TASK TO COMPLETE>
Extract exactly the lines from the top of the records through the line containing "import React from", and keep pictures out of the copy.

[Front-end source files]
————————

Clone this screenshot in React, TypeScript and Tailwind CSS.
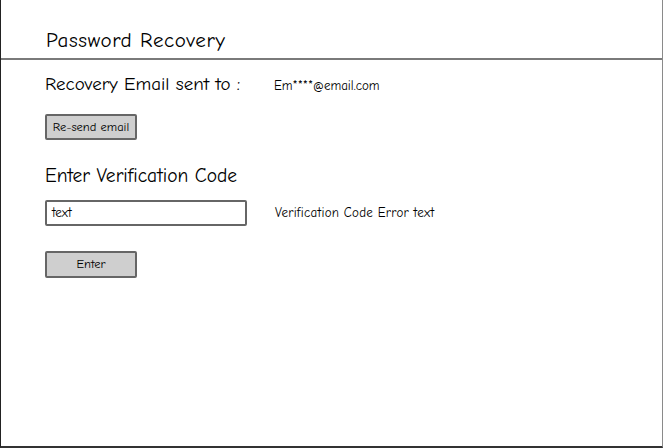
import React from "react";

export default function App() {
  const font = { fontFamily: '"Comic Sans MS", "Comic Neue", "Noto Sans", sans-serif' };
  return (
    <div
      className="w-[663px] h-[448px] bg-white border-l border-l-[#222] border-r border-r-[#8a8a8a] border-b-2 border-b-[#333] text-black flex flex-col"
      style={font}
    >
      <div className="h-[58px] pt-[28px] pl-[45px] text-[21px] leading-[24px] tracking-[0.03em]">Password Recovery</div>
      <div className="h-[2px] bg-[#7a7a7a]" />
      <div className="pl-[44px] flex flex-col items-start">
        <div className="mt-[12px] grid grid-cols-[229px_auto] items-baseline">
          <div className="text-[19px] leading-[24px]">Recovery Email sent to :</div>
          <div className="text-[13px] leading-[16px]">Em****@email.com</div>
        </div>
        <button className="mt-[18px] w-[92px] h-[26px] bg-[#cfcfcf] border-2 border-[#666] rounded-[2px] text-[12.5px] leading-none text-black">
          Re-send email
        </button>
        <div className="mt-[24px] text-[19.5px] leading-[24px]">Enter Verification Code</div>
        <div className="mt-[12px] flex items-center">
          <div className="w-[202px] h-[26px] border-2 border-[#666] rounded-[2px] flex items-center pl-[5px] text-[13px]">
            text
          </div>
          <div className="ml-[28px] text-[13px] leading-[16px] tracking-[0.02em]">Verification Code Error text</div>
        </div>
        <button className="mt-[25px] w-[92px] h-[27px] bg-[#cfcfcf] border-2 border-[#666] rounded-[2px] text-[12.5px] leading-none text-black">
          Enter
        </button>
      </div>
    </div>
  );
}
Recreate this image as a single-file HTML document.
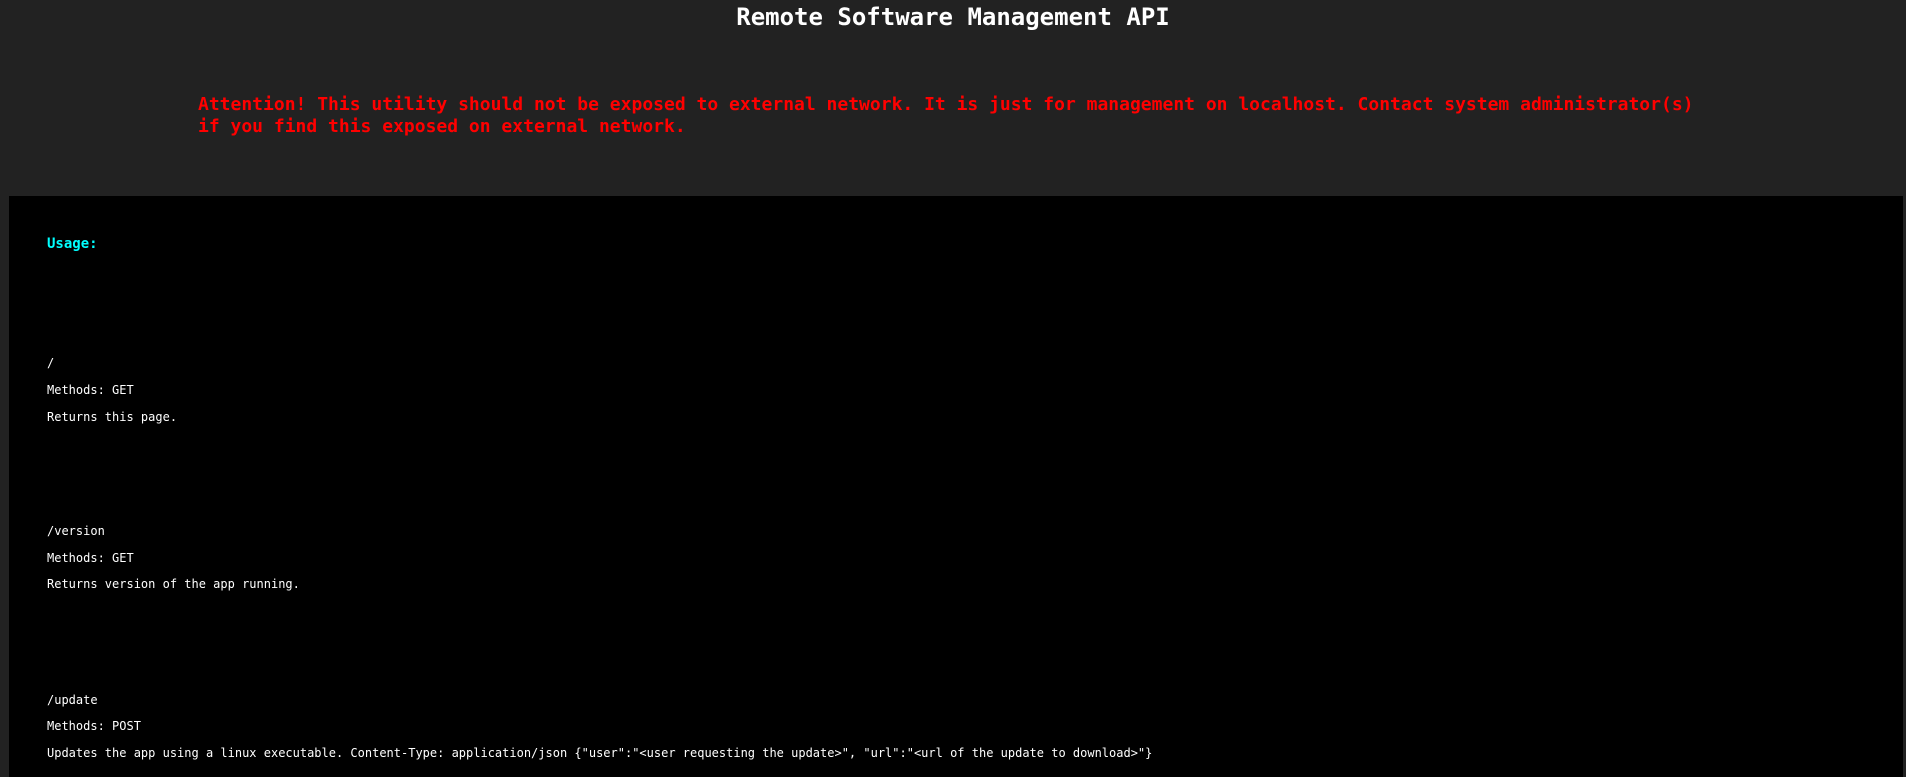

————————

RESPONSE>
Clone this screenshot in React, TypeScript and Tailwind CSS.
import React from "react";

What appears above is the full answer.